I found these statements by Nicolas Hayek about his philosophy behind design and marketing very relevant and wise. He understood before anyone in the modern era the appeal of a “nice” watch. It isn’t about feeling rich or wearing history, it’s about feeling and looking good. Hayek was intimately involved with product decisions as well as pretty much all marketing decisions. These were his two obsessions and he focused on them daily not because he wanted to but also because he needed to. Why? Because no one else seemed to understand the simple formula for what makes a good watch like he did. He imparted much of this knowledge to others who worked with him, but none understood it quite as well as Hayek.

What I think is important here is that Hayek’s suggestions aren’t just about a brand or product, but also about marketing. We live in a time when the majority of watch marketing isn’t good, mostly because no one really seems to care about it or seriously invest in it.

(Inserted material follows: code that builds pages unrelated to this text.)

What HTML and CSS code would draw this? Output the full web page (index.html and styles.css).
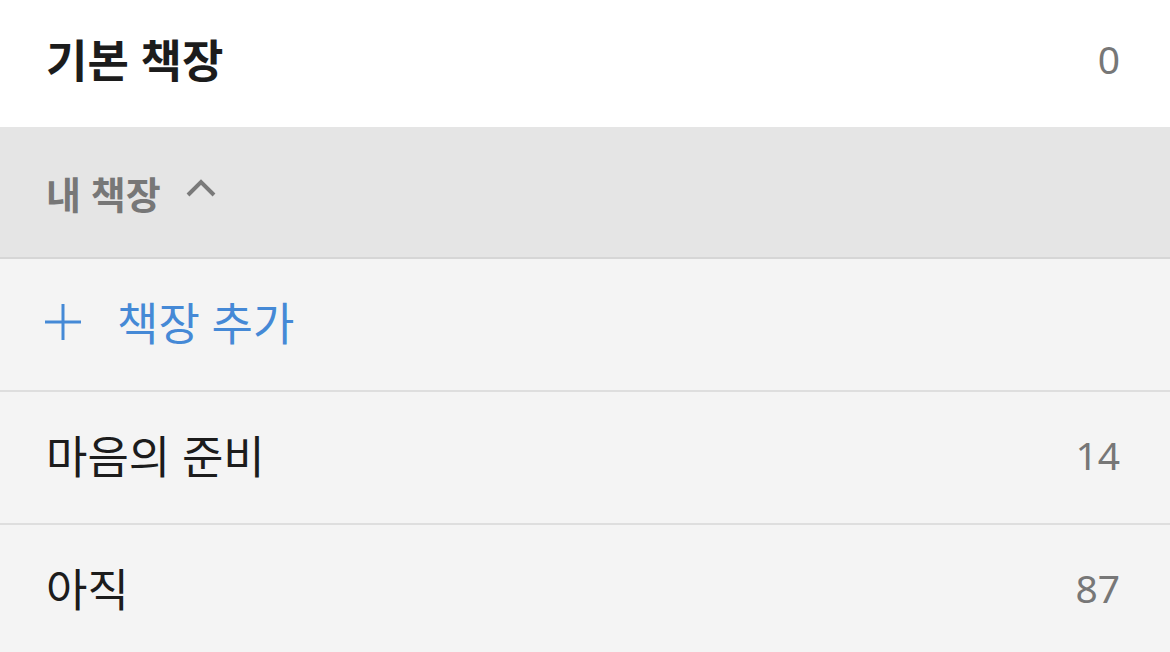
FILE: index.html
```html
<!DOCTYPE html>
<html lang="ko">
<head>
  <meta charset="UTF-8">
  <meta name="viewport" content="width=device-width, initial-scale=1.0">
  <title>책장</title>
  <link rel="stylesheet" href="styles.css">
</head>
<body>
  <div class="shelves">
    <div class="row row-default">
      <span class="title">기본 책장</span>
      <span class="count">0</span>
    </div>

    <div class="section-head">
      <span>내 책장</span>
      <svg class="chevron" width="32" height="20" viewBox="0 0 32 20">
        <path d="M3 17 L16 4 L29 17" fill="none" stroke="#7a7a7a" stroke-width="4"/>
      </svg>
    </div>

    <div class="row row-add">
      <svg class="plus" width="36" height="36" viewBox="0 0 36 36">
        <path d="M18 0 V36 M0 18 H36" stroke="#4589d6" stroke-width="3"/>
      </svg>
      <span class="add-label">책장 추가</span>
    </div>

    <div class="row">
      <span class="name">마음의 준비</span>
      <span class="count">14</span>
    </div>

    <div class="row">
      <span class="name">아직</span>
      <span class="count">87</span>
    </div>
  </div>
</body>
</html>
```

FILE: styles.css
```css
body {
  margin: 0;
  font-family: "Noto Sans", "Noto Sans CJK KR", sans-serif;
  background-color: #f4f4f4;
  color: #1c1c1c;
}
.shelves {
  width: 1170px;
  height: 652px;
  overflow: hidden;
}
.row {
  display: flex;
  align-items: center;
  justify-content: space-between;
  box-sizing: border-box;
  height: 133px;
  padding: 0 50px 6px 46px;
  border-bottom: 2px solid #dedede;
  background-color: #f4f4f4;
}
.row-default {
  height: 127px;
  padding-bottom: 10px;
  border-bottom: none;
  background-color: #ffffff;
}
.title {
  font-size: 45px;
  font-weight: 700;
}
.name {
  font-size: 45px;
}
.count {
  font-size: 39px;
  color: #777777;
}
.section-head {
  display: flex;
  align-items: center;
  gap: 24px;
  box-sizing: border-box;
  height: 132px;
  padding-left: 46px;
  background-color: #e5e5e5;
  border-bottom: 2px solid #d6d6d6;
  color: #777777;
  font-size: 38px;
  font-weight: 700;
}
.chevron {
  margin-top: -8px;
}
.row-add {
  justify-content: flex-start;
  gap: 36px;
}
.plus {
  margin-left: -1px;
}
.add-label {
  font-size: 45px;
  color: #4589d6;
}
```
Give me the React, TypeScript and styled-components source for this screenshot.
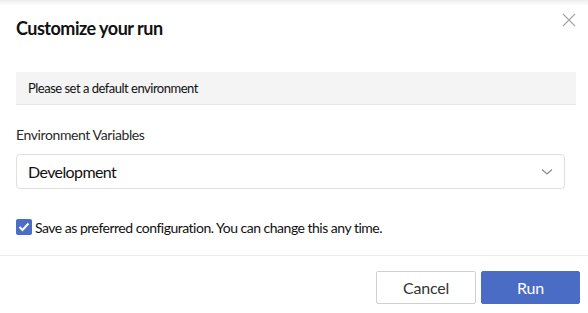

Hayek says that with a watch “we are offering them (the consumer) a message.” This message needed to be formed and also communicated – something that the watch industry today fails far too often to do. Hayek also says that watches offer “personal culture.” This has been correctly implemented in the past, so why is it so incorrectly implemented today? Again, the answer goes back to the idea that no one at the brands is truly invested in the success of marketing, and no one quite understands the particular formula like Hayek seemed to. I’ve said for the longest time that the watch industry as a whole needs to start seriously investing in marketing creation, as well as to foster an open-minded culture about it. Hayek himself was more than familiar with the conservative approaches taken by the Swiss. So what he did was simply to bypass the decision making process and hand out orders. It might sound a little autocratic (and it was), but it worked pretty well.